A wellbeing economy is one that serves people and the planet, rather than people and planet serving the economy. Earth4All has developed a wellbeing index as an alternative to GDP that is built on the wellbeing framework. The index quantifies wellbeing based on:
• Dignity: worker disposable income after tax
• Nature: climate change (global surface average temperature)
• Connection: government services indicated by spending per person, i.e., to institutions that serve common good
• Fairness: the ratio of owner income after tax to worker income after tax
• Participation: people’s observed progress (how wellbeing has improved or declined in the previous five years) and labor participation
Such new economic and wellbeing indicators would deliver better outcomes for people and planet and place them at the centre of policymaking. This would support a shift away from unsustainable consumption as a key driver of GDP growth in high-income countries.

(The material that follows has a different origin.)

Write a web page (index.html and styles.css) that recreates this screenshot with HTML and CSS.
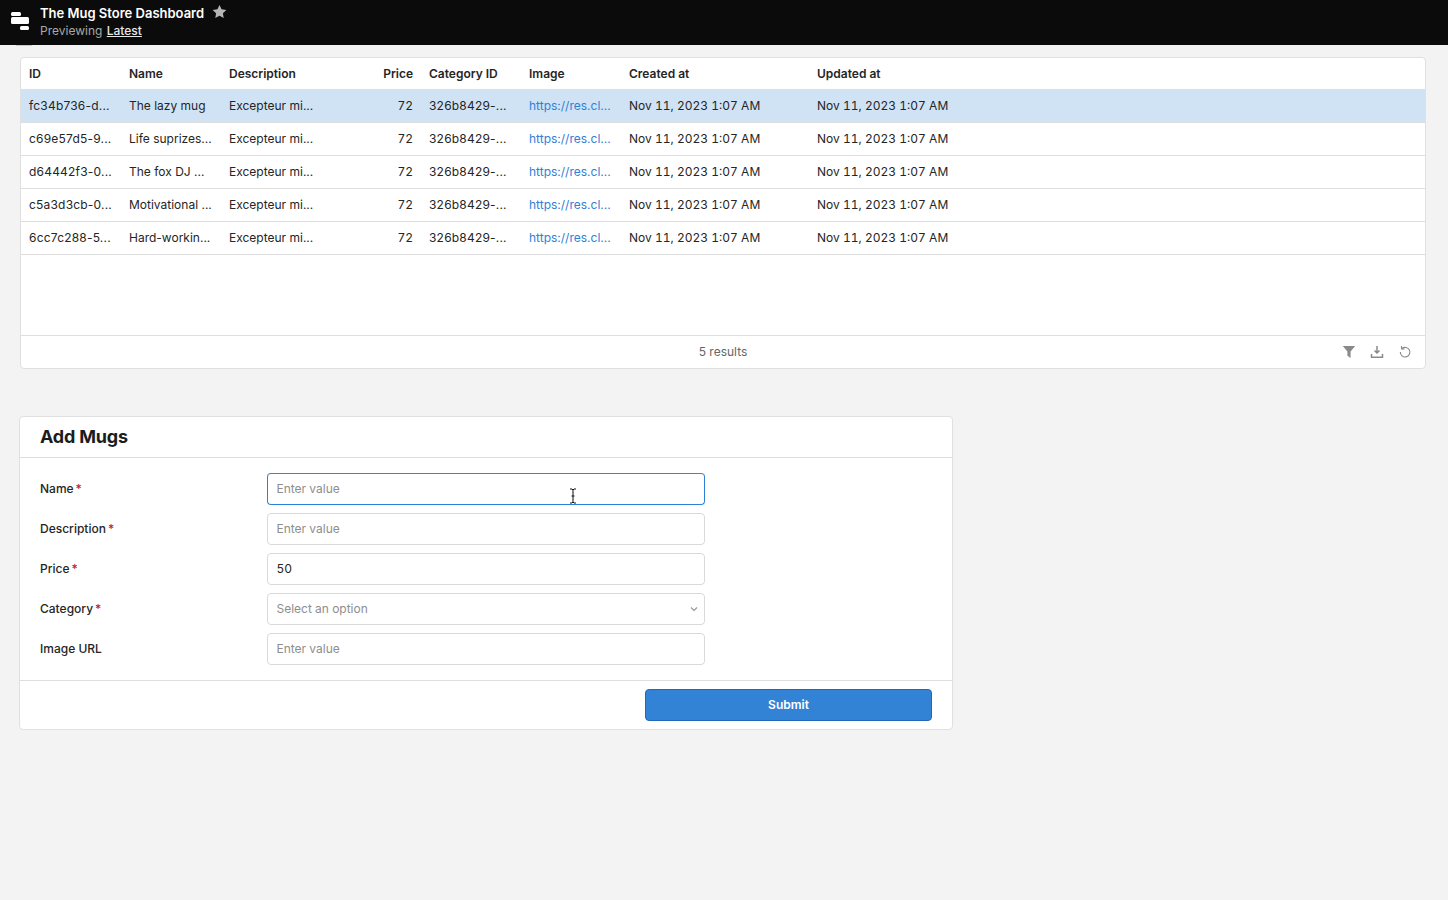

What the book proposes is by no means a complete blueprint for economic systems change, but an opening for discussion. Economic systems change will require support of the majority of citizens, but there are deep divisions within many societies. So, a starting point to drive systems change is to bring citizens together around a common agenda, for example through citizens assemblies to help overcome division and polarisation.
It seems daunting, but it is possible
If governments make progress on these extraordinary turnarounds and transform our economic system, if enough political support is created by citizens, we will make wellbeing for all on our planet possible.